Data Packaging: Part-3: Store the data in HDFS and MongoDB
This is part-3 of Data Packaging series
Data Packaging series Contents
- Introduction
- Part-1: Downloading the data & Creating Volume
- Part-2: Services on Spark Cluster
- Part-3: Store the data in HDFS and MongoDB
- Part-4: Deploy Jupyter Notebook in cluster (coming soon)
Store the data in HDFS and MongoDB
- Store the data in HDFS as parquet
first read the unzipped data from the volume then push it as parquet into HDFS. to achieve that the following command to be run in spark shell
>>> acc_data = spark.read.csv()
>>> acc_data.write.parquet("hdfs://hadoop/acc_data_parquet" )
to check the data file on HDFS open http://localhost:50070 then navigate to “Utilities” in main bar, select “Browse the file system” then the below page will open.

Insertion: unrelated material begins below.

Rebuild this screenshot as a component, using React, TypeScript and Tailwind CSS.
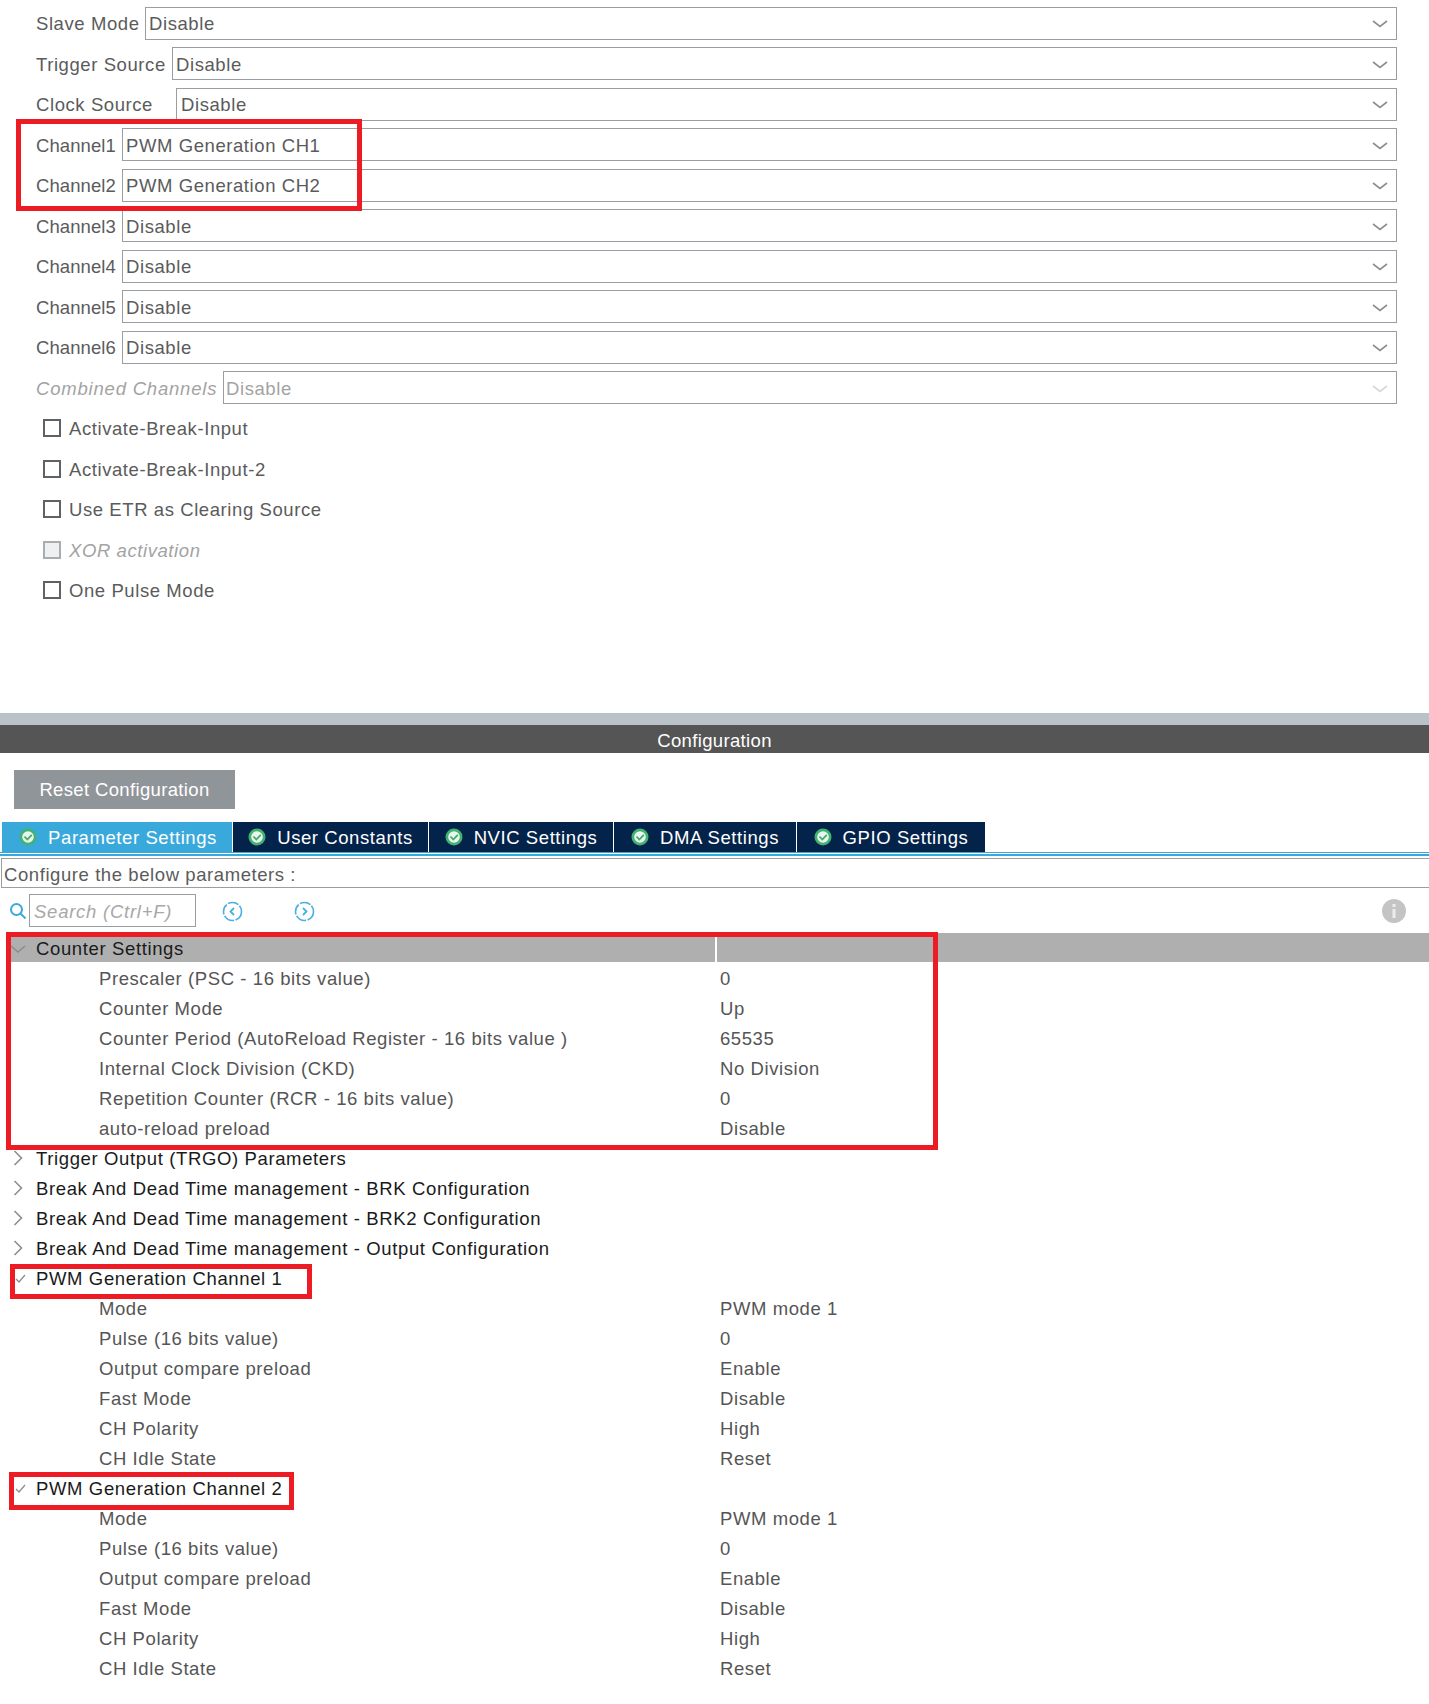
const topRows = [
  { label: 'Slave Mode', value: 'Disable', left: 'w-[145px]' },
  { label: 'Trigger Source', value: 'Disable', left: 'w-[172px]' },
  { label: 'Clock Source', value: 'Disable', left: 'w-[176px]', pad: 'pl-[4px]' },
  { label: 'Channel1', value: 'PWM Generation CH1', left: 'w-[122px]', pad: 'pl-[3px]', tight: true },
  { label: 'Channel2', value: 'PWM Generation CH2', left: 'w-[122px]', pad: 'pl-[3px]', tight: true },
  { label: 'Channel3', value: 'Disable', left: 'w-[122px]', pad: 'pl-[3px]', tight: true },
  { label: 'Channel4', value: 'Disable', left: 'w-[122px]', pad: 'pl-[3px]', tight: true },
  { label: 'Channel5', value: 'Disable', left: 'w-[122px]', pad: 'pl-[3px]', tight: true },
  { label: 'Channel6', value: 'Disable', left: 'w-[122px]', pad: 'pl-[3px]', tight: true },
]

const checks = ['Activate-Break-Input', 'Activate-Break-Input-2', 'Use ETR as Clearing Source']

const tabs = [
  { label: 'Parameter Settings', width: 'w-[230px]', active: true },
  { label: 'User Constants', width: 'w-[195px]' },
  { label: 'NVIC Settings', width: 'w-[184px]' },
  { label: 'DMA Settings', width: 'w-[182px]' },
  { label: 'GPIO Settings', width: 'w-[188px]' },
]

const counter = [
  ['Prescaler (PSC - 16 bits value)', '0'],
  ['Counter Mode', 'Up'],
  ['Counter Period (AutoReload Register - 16 bits value )', '65535'],
  ['Internal Clock Division (CKD)', 'No Division'],
  ['Repetition Counter (RCR - 16 bits value)', '0'],
  ['auto-reload preload', 'Disable'],
]

const closed = [
  'Trigger Output (TRGO) Parameters',
  'Break And Dead Time management - BRK Configuration',
  'Break And Dead Time management - BRK2 Configuration',
  'Break And Dead Time management - Output Configuration',
]

const pwm = [
  ['Mode', 'PWM mode 1'],
  ['Pulse (16 bits value)', '0'],
  ['Output compare preload', 'Enable'],
  ['Fast Mode', 'Disable'],
  ['CH Polarity', 'High'],
  ['CH Idle State', 'Reset'],
]

function Chevron({ disabled }: { disabled?: boolean }) {
  return (
    <svg width="16" height="10" viewBox="0 0 16 10" fill="none" className="mt-[2px] mr-[8px]">
      <path d="M1 2 L8 7.5 L15 2" stroke={disabled ? '#d4d8db' : '#8a8f92'} strokeWidth="1.6" />
    </svg>
  )
}

function CheckIcon() {
  return (
    <svg width="18" height="18" viewBox="0 0 18 18" className="shrink-0">
      <circle cx="9" cy="9" r="8.5" fill="#42b271" />
      <circle cx="9" cy="9" r="5.8" fill="#e9f6ee" />
      <path d="M5.5 8.5 L8.3 11.5 L12.8 6.8" fill="none" stroke="#3faa6b" strokeWidth="1.8" />
    </svg>
  )
}

function NavIcon({ dir }: { dir: 'left' | 'right' }) {
  return (
    <svg width="21" height="21" viewBox="0 0 21 21" fill="none">
      <circle cx="10.5" cy="10.5" r="9" stroke="#48b0e0" strokeWidth="1.6" strokeDasharray="11 1.5" />
      <path d={dir === 'left' ? 'M12 7 L8.5 10.5 L12 14' : 'M9 7 L12.5 10.5 L9 14'} stroke="#48b0e0" strokeWidth="1.8" />
    </svg>
  )
}

function ParamRow({ label, value }: { label: string; value: string }) {
  return (
    <div className="flex h-[30px] items-center text-[#555555]">
      <div className="w-[720px] pl-[99px]">{label}</div>
      <div>{value}</div>
    </div>
  )
}

function SectionRow({ label, open, check }: { label: string; open?: boolean; check?: boolean }) {
  return (
    <div className="flex h-[30px] items-center tracking-[0.63px] text-[#1a1a1a]">
      <div className="flex w-[36px] shrink-0 items-center">
        {check ? (
          <svg width="12" height="12" viewBox="0 0 12 12" fill="none" className="mb-[2px] ml-[15px]">
            <path d="M1 7 L4 10 L10 3" stroke="#8a8f92" strokeWidth="1.3" />
          </svg>
        ) : open ? (
          <svg width="16" height="10" viewBox="0 0 16 10" fill="none" className="ml-[10px]">
            <path d="M1 2 L8 8 L15 2" stroke="#8c8c8c" strokeWidth="1.5" />
          </svg>
        ) : (
          <svg width="10" height="16" viewBox="0 0 10 16" fill="none" className="mb-[2px] ml-[13px]">
            <path d="M1.5 1 L8.5 8 L1.5 15" stroke="#8a8f92" strokeWidth="1.6" />
          </svg>
        )}
      </div>
      <div>{label}</div>
    </div>
  )
}

export default function App() {
  return (
    <div className="relative h-[1704px] w-[1429px] overflow-hidden bg-white font-['Liberation_Sans',Arial,sans-serif] text-[18.5px] tracking-[0.58px] whitespace-pre">
      {/* Mode panel */}
      <div className="pt-[3px] pr-[32px] text-[#5b5b5b]">
        {topRows.map((r) => (
          <div key={r.label} className="flex h-[40.5px] items-center">
            <div className={`${r.left} shrink-0 pt-[2px] pl-[36px] ${r.tight ? 'tracking-[0.08px]' : ''}`}>{r.label}</div>
            <div className={`flex h-[33px] flex-1 items-center justify-between border border-[#9a9ea2] pl-[3px] ${r.pad ?? ''}`}>
              <span className="pt-[2px]">{r.value}</span>
              <Chevron />
            </div>
          </div>
        ))}
        <div className="flex h-[40.5px] items-center text-[#a3a3a3]">
          <div className="w-[223px] shrink-0 pt-[2px] pl-[36px] tracking-[0.8px] italic">Combined Channels</div>
          <div className="flex h-[33px] flex-1 items-center justify-between border border-[#9a9ea2] pl-[2px]">
            <span className="pt-[2px]">Disable</span>
            <Chevron disabled />
          </div>
        </div>
        {checks.map((c) => (
          <div key={c} className="flex h-[40.5px] items-center pl-[43px]">
            <div className="mr-[8px] h-[18px] w-[18px] border-2 border-[#5f6264]" />
            <span className="pt-[2px]">{c}</span>
          </div>
        ))}
        <div className="flex h-[40.5px] items-center pl-[43px] text-[#a3a3a3] italic">
          <div className="mr-[8px] h-[18px] w-[18px] border-2 border-[#a9adaf] bg-[#eef0f2]" />
          <span className="pt-[2px]">XOR activation</span>
        </div>
        <div className="flex h-[40.5px] items-center pl-[43px]">
          <div className="mr-[8px] h-[18px] w-[18px] border-2 border-[#5f6264]" />
          <span className="pt-[2px]">One Pulse Mode</span>
        </div>
      </div>

      {/* Configuration panel */}
      <div className="mt-[102.5px] h-[12px] bg-[#b8c2c8]" />
      <div className="flex h-[28px] items-center justify-center bg-[#545554] pt-[4px] tracking-[0.35px] text-white">Configuration</div>
      <div className="mt-[17px] ml-[14px] flex h-[39px] w-[221px] items-center justify-center bg-[#90959a] pt-[1px] tracking-[0.35px] text-white">Reset Configuration</div>

      <div className="mt-[13px] flex h-[30px] pl-[2px] text-white">
        {tabs.map((t) => (
          <div key={t.label} className={`${t.width} mr-[1px] flex items-center justify-center gap-[11px] ${t.active ? 'bg-[#39a9dc] pl-[2px]' : 'bg-[#03234b]'}`}>
            <CheckIcon />
            <span className="pt-[1px]">{t.label}</span>
          </div>
        ))}
      </div>
      <div className="h-[1px] bg-[#39a9dc]" />
      <div className="mt-[1px] h-[2px] bg-[#39a9dc]" />

      <div className="mt-[2px] ml-[1px] flex h-[30px] items-center border-y border-l border-[#9a9ea2] pt-[3px] pl-[2px] text-[#5b5b5b]">Configure the below parameters :</div>

      <div className="mt-[6px] flex h-[33px] items-center pr-[24px]">
        <svg width="18" height="18" viewBox="0 0 18 18" fill="none" className="ml-[9px]">
          <circle cx="7.5" cy="7.5" r="5.5" stroke="#3aa9dc" strokeWidth="2" />
          <path d="M11.5 11.5 L16.5 16.5" stroke="#3aa9dc" strokeWidth="2" />
        </svg>
        <div className="ml-[2px] flex h-[33px] w-[167px] items-center border border-[#9a9ea2] pt-[2px] pl-[4px] tracking-[0.75px] text-[#a8a8a8] italic">Search (Ctrl+F)</div>
        <div className="mt-[1px] ml-[26px]"><NavIcon dir="left" /></div>
        <div className="mt-[1px] ml-[51px]"><NavIcon dir="right" /></div>
        <svg width="24" height="24" viewBox="0 0 24 24" className="mt-[1px] mr-[-1px] ml-auto">
          <circle cx="12" cy="12" r="12" fill="#c4c4c4" />
          <rect x="10.5" y="10" width="3" height="9" fill="#ececec" />
          <rect x="10.5" y="5" width="3" height="3" fill="#ececec" />
        </svg>
      </div>

      <div className="mt-[6px] ml-[6px] flex h-[29px] bg-[#afafaf] pr-[1px]">
        <div className="ml-[-6px] w-[717px] border-r-2 border-white pt-[1px]">
          <SectionRow label="Counter Settings" open />
        </div>
      </div>
      <div className="mt-[2px]">
        {counter.map((r) => <ParamRow key={r[0]} label={r[0]} value={r[1]} />)}
        {closed.map((c) => <SectionRow key={c} label={c} />)}
        <SectionRow label="PWM Generation Channel 1" check />
        {pwm.map((r) => <ParamRow key={r[0]} label={r[0]} value={r[1]} />)}
        <SectionRow label="PWM Generation Channel 2" check />
        {pwm.map((r) => <ParamRow key={r[0]} label={r[0]} value={r[1]} />)}
      </div>

      {/* Red annotation boxes */}
      <div className="absolute top-[119px] left-[16px] h-[92px] w-[346px] border-[5px] border-[#ed1c24]" />
      <div className="absolute top-[932px] left-[6px] h-[218px] w-[932px] border-[5px] border-[#ed1c24]" />
      <div className="absolute top-[1264px] left-[10px] h-[35px] w-[302px] border-[5px] border-[#ed1c24]" />
      <div className="absolute top-[1472px] left-[9px] h-[38px] w-[285px] border-[5px] border-[#ed1c24]" />
    </div>
  )
}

- Store the data in MongoDB
first in spark shell run the following command to be able pushing the data to MongoDB
spark = SparkSession \
.builder \
.appName("mongodb") \
.master("spark://master:7077") \
.config("spark.mongodb.input.uri", "mongodb://root:password@mongo/test.coll?authSource=admin") \
.config("spark.mongodb.output.uri", "mongodb://root:password@mongo/test.coll?authSource=admin") \
.config('spark.jars.packages', 'org.mongodb.spark:mongo-spark-connector_2.11:2.4.0')\
.getOrCreate()
- Read the data from the volume and store it in MongoDB
>>>acc_mongo = spark.read.csv() >>>acc_mongo.write.format("com.mongodb.spark.sql.DefaultSource").mode("append").save()
- Read the data from the HDFS and store it in MongoDB
acc_mongo = spark.read.csv("hdfs://hadoop/acc_data_parquet" ) acc_mongo.write.format("com.mongodb.spark.sql.DefaultSource").mode("append").save()
Open http://localhost:8181 for Mongo Express.
Then click on “test” for database
Automated Storage
- Copy the scripts into the volume
In the volume a directory named “script” will be created and copied all the required scripts into that directory by executing the following command:
$ docker run --rm -v /scripts:/script \ -v project-scripts-volume:/volume busybox \ cp -r /script/ /volume
- Checking the scripts in the volume:
$ docker run -it --rm -v project-scripts-volume:/volume busybox ls -l /volume/script
- Store the data in HDFS as parque
By execute hdfs_store.py script as following:
docker run -t --rm \
-v project-scripts-volume:/volume \
--network=spark-network \
mjhea0/spark:2.4.1 \
bin/spark-submit \
--master spark://master:7077 \
--class endpoint \
/volume/script/hdfs_store.py
- Store the data in MongoDB
By execute mongodb_store.py script as following:
docker run -t --rm \
-v project-scripts-volume:/volume \
--network=spark-network \
mjhea0/spark:2.4.1 \
bin/spark-submit \
--master spark://master:7077 \
--class endpoint \
--packages org.mongodb.spark:mongo-spark-connector_2.11:2.4.0 \
/volume/script/mongodb_store.py